● WORK TO BE COMPLETED: Look through the material and copy each line holding "React".
——————————
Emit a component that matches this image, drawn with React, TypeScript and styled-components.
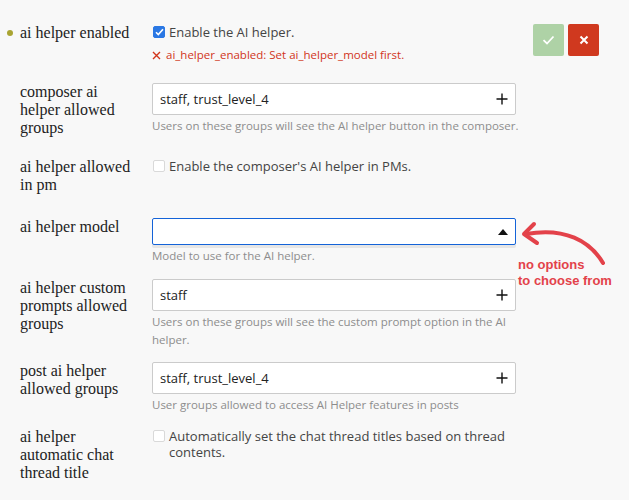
import React, { FC } from 'react';
import styled, { createGlobalStyle } from 'styled-components';

const GlobalStyle = createGlobalStyle`
  html, body {
    margin: 0;
    padding: 0;
    background: #f8f8f8;
  }
  body {
    font-family: 'Open Sans', 'Noto Sans', sans-serif;
    color: #222222;
  }
`;

const Page = styled.div`
  position: relative;
  width: 629px;
  height: 500px;
  padding-top: 24px;
  box-sizing: border-box;
  overflow: hidden;
`;

const SettingRow = styled.div<{ $space: number }>`
  display: flex;
  align-items: flex-start;
  padding-bottom: ${p => p.$space}px;
`;

const LabelCol = styled.div`
  display: flex;
  align-items: flex-start;
  width: 152px;
  flex-shrink: 0;
`;

const Marker = styled.div`
  width: 20px;
  height: 18px;
  display: flex;
  align-items: center;
  justify-content: center;
  flex-shrink: 0;
`;

const Dot = styled.span`
  width: 6px;
  height: 6px;
  border-radius: 50%;
  background: #a9a432;
`;

const LabelText = styled.h3`
  margin: 0;
  width: 115px;
  font-family: 'Liberation Serif', 'DejaVu Serif', serif;
  font-weight: 400;
  font-size: 16px;
  line-height: 18px;
  color: #222222;
`;

const ValueCol = styled.div`
  width: 364px;
  flex-shrink: 0;
  display: flex;
  flex-direction: column;
`;

const CheckLine = styled.label`
  display: flex;
  align-items: flex-start;
  gap: 2px;
  font-size: 13px;
  line-height: 16px;
  color: #444444;
`;

const Box = styled.span<{ $checked: boolean }>`
  width: 12px;
  height: 12px;
  margin: 2px 2px 0 1px;
  flex-shrink: 0;
  border-radius: 2px;
  box-sizing: border-box;
  display: flex;
  align-items: center;
  justify-content: center;
  background: ${p => (p.$checked ? '#2b78e4' : '#ffffff')};
  border: 1px solid ${p => (p.$checked ? '#2b78e4' : '#d9d9d9')};
`;

const CheckText = styled.span`
  width: 345px;
`;

const ErrorLine = styled.div`
  display: flex;
  align-items: center;
  gap: 5px;
  margin-top: 6px;
  font-size: 11.5px;
  line-height: 18px;
  color: #d1351b;
`;

const Field = styled.div<{ $focused?: boolean }>`
  height: ${p => (p.$focused ? 27 : 32)}px;
  box-sizing: border-box;
  display: flex;
  align-items: center;
  justify-content: space-between;
  padding: 0 7px 0 7px;
  background: #ffffff;
  border: ${p => (p.$focused ? '1.5px solid #1463d8' : '1px solid #cbcbcb')};
  border-radius: 2px;
  box-shadow: ${p => (p.$focused ? '0 3px 0 #e6e6e6' : 'none')};
  font-size: 13px;
  color: #222222;
`;

const Desc = styled.div`
  margin-top: 2px;
  margin-right: -6px;
  font-size: 11.5px;
  line-height: 18px;
  color: #8d8d8d;
`;

const Actions = styled.div`
  display: flex;
  gap: 4px;
  margin-left: 17px;
`;

const ActionButton = styled.button<{ $tone: 'ok' | 'cancel' }>`
  width: 31px;
  height: 32px;
  border: none;
  border-radius: 2px;
  padding: 0;
  display: flex;
  align-items: center;
  justify-content: center;
  background: ${p => (p.$tone === 'ok' ? '#aed2a6' : '#d0391f')};
`;

const Annotation = styled.div`
  position: absolute;
  left: 510px;
  top: 215px;
  width: 119px;
  height: 80px;
  pointer-events: none;
`;

const NoteText = styled.div`
  position: absolute;
  left: 8px;
  top: 42px;
  font-family: 'Liberation Sans', Arial, sans-serif;
  font-weight: 700;
  font-size: 13px;
  line-height: 16px;
  color: #e3424a;
  white-space: nowrap;
`;

const Plus = () => (
  <svg width="12" height="12" viewBox="0 0 12 12">
    <path d="M6 0.5v11M0.5 6h11" stroke="#111" strokeWidth="1.4" />
  </svg>
);

const Caret = () => (
  <svg width="10" height="6" viewBox="0 0 10 6">
    <polygon points="5,0 10,6 0,6" fill="#111" />
  </svg>
);

const Checkbox: FC<{ checked?: boolean; children: React.ReactNode }> = ({
  checked = false,
  children,
}) => (
  <CheckLine>
    <Box $checked={checked}>
      {checked && (
        <svg width="9" height="8" viewBox="0 0 9 8">
          <path
            d="M1 4.2l2.3 2.3L8 1.2"
            stroke="#fff"
            strokeWidth="1.6"
            fill="none"
          />
        </svg>
      )}
    </Box>
    <CheckText>{children}</CheckText>
  </CheckLine>
);

const Label: FC<{ dirty?: boolean; children: React.ReactNode }> = ({
  dirty,
  children,
}) => (
  <LabelCol>
    <Marker>{dirty && <Dot />}</Marker>
    <LabelText>{children}</LabelText>
  </LabelCol>
);

const GroupField: FC<{ value: string }> = ({ value }) => (
  <Field>
    <span>{value}</span>
    <Plus />
  </Field>
);

export default function App() {
  return (
    <>
      <GlobalStyle />
      <Page>
        <SettingRow $space={19}>
          <Label dirty>ai helper enabled</Label>
          <ValueCol>
            <Checkbox checked>Enable the AI helper.</Checkbox>
            <ErrorLine>
              <svg width="9" height="9" viewBox="0 0 9 9">
                <path d="M1 1l7 7M8 1l-7 7" stroke="#d1351b" strokeWidth="1.4" />
              </svg>
              ai_helper_enabled: Set ai_helper_model first.
            </ErrorLine>
          </ValueCol>
          <Actions>
            <ActionButton $tone="ok">
              <svg width="13" height="10" viewBox="0 0 13 10">
                <path d="M1.5 5.2l3.5 3.3L11.5 1.5" stroke="#fff" strokeWidth="1.8" fill="none" />
              </svg>
            </ActionButton>
            <ActionButton $tone="cancel">
              <svg width="10" height="10" viewBox="0 0 10 10">
                <path d="M1.5 1.5l7 7M8.5 1.5l-7 7" stroke="#fff" strokeWidth="2" />
              </svg>
            </ActionButton>
          </Actions>
        </SettingRow>

        <SettingRow $space={21}>
          <Label>composer ai helper allowed groups</Label>
          <ValueCol>
            <GroupField value="staff, trust_level_4" />
            <Desc>Users on these groups will see the AI helper button in the composer.</Desc>
          </ValueCol>
        </SettingRow>

        <SettingRow $space={24}>
          <Label>ai helper allowed in pm</Label>
          <ValueCol>
            <Checkbox>Enable the composer's AI helper in PMs.</Checkbox>
          </ValueCol>
        </SettingRow>

        <SettingRow $space={14}>
          <Label>ai helper model</Label>
          <ValueCol>
            <Field $focused>
              <span />
              <Caret />
            </Field>
            <Desc>Model to use for the AI helper.</Desc>
          </ValueCol>
        </SettingRow>

        <SettingRow $space={13}>
          <Label>ai helper custom prompts allowed groups</Label>
          <ValueCol>
            <GroupField value="staff" />
            <Desc>
              Users on these groups will see the custom prompt option in the AI helper.
            </Desc>
          </ValueCol>
        </SettingRow>

        <SettingRow $space={14}>
          <Label>post ai helper allowed groups</Label>
          <ValueCol>
            <GroupField value="staff, trust_level_4" />
            <Desc>User groups allowed to access AI Helper features in posts</Desc>
          </ValueCol>
        </SettingRow>

        <SettingRow $space={0}>
          <Label>ai helper automatic chat thread title</Label>
          <ValueCol>
            <Checkbox>
              Automatically set the chat thread titles based on thread contents.
            </Checkbox>
          </ValueCol>
        </SettingRow>

        <Annotation>
          <svg width="119" height="50" viewBox="0 0 119 50">
            <path
              d="M93 48 C80 26 55 12 16 19"
              stroke="#e3424a"
              strokeWidth="4"
              fill="none"
              strokeLinecap="round"
            />
            <path
              d="M24 9 L14 19 L27 28"
              stroke="#e3424a"
              strokeWidth="4"
              fill="none"
              strokeLinecap="round"
              strokeLinejoin="round"
            />
          </svg>
          <NoteText>
            no options
            <br />
            to choose from
          </NoteText>
        </Annotation>
      </Page>
    </>
  );
}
——————————
● ANSWER TO THIS TASK:
Emit a component that matches this image, drawn with React, TypeScript and styled-components.
import React, { FC } from 'react';
const Checkbox: FC<{ checked?: boolean; children: React.ReactNode }> = ({
const Label: FC<{ dirty?: boolean; children: React.ReactNode }> = ({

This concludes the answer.